Context
MemMachine's benchmark blog reveals that the eval LLM choice swings LoCoMo scores by 4+ points with zero retrieval changes:
- gpt-4o-mini: 87.5% overall
- gpt-4.1-mini: 91.2% overall (same retrieval, same memory)
Backboard uses Gemini 2.5 Pro + GPT-4.1 judge. Mem0 tested with older models. Nobody is comparing apples to apples.
Proposal
When we add LLM-as-Judge (#615), test with multiple configurations:
Eval LLMs (generate answers from retrieved context)

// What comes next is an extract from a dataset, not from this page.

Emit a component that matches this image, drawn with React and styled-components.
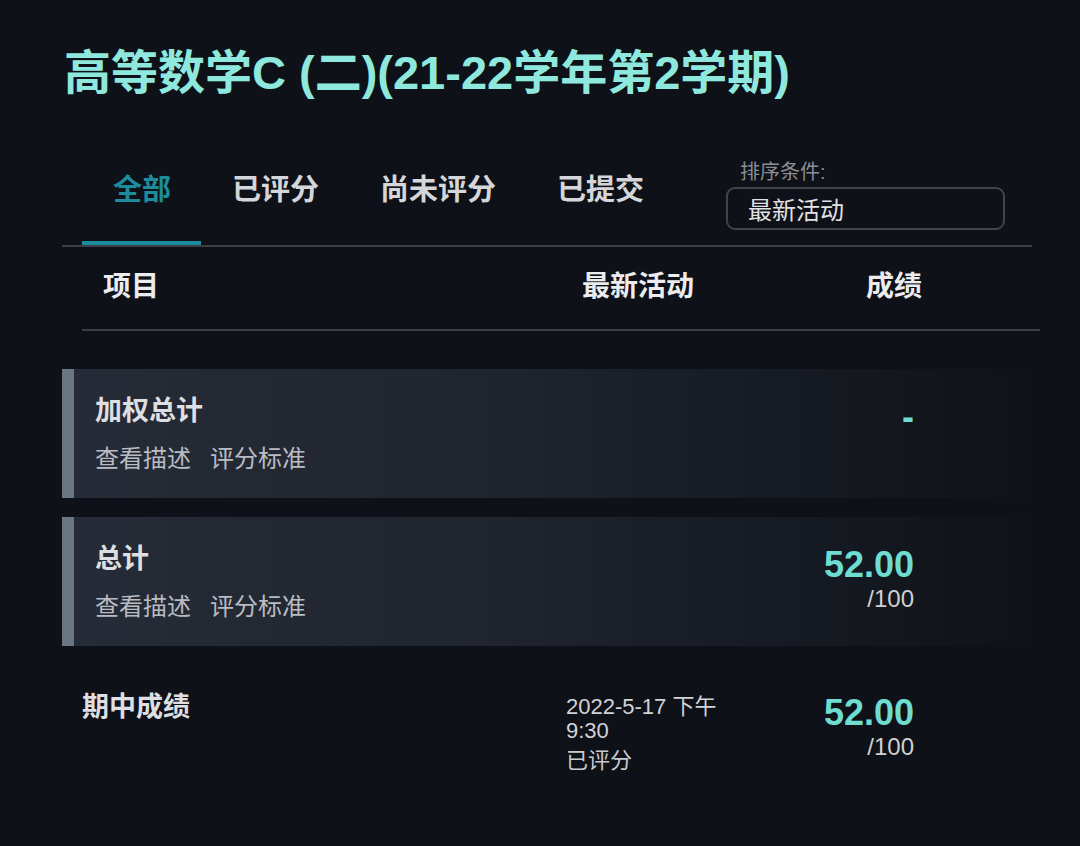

- gpt-4o-mini (baseline, what Mem0 uses)
- gpt-4.1-mini (what MemMachine uses)
- claude-sonnet-4-20250514 (our ecosystem)
Judge LLMs
- gpt-4o-mini (Mem0/MemMachine standard)
- gpt-4.1 (Backboard standard)
Report all combinations
This lets readers see:
- How much is memory quality vs LLM reasoning
- Direct comparison with any competitor's methodology
- The honest picture — not cherry-picked best numbers
Why this matters
If our retrieval feeds good context to the LLM, the eval LLM upgrade should boost our score too. We might find that BM + gpt-4.1-mini scores comparably to MemMachine — proving it's the retrieval that matters, not the proprietary memory layer.
Related
Milestone
v0.19.0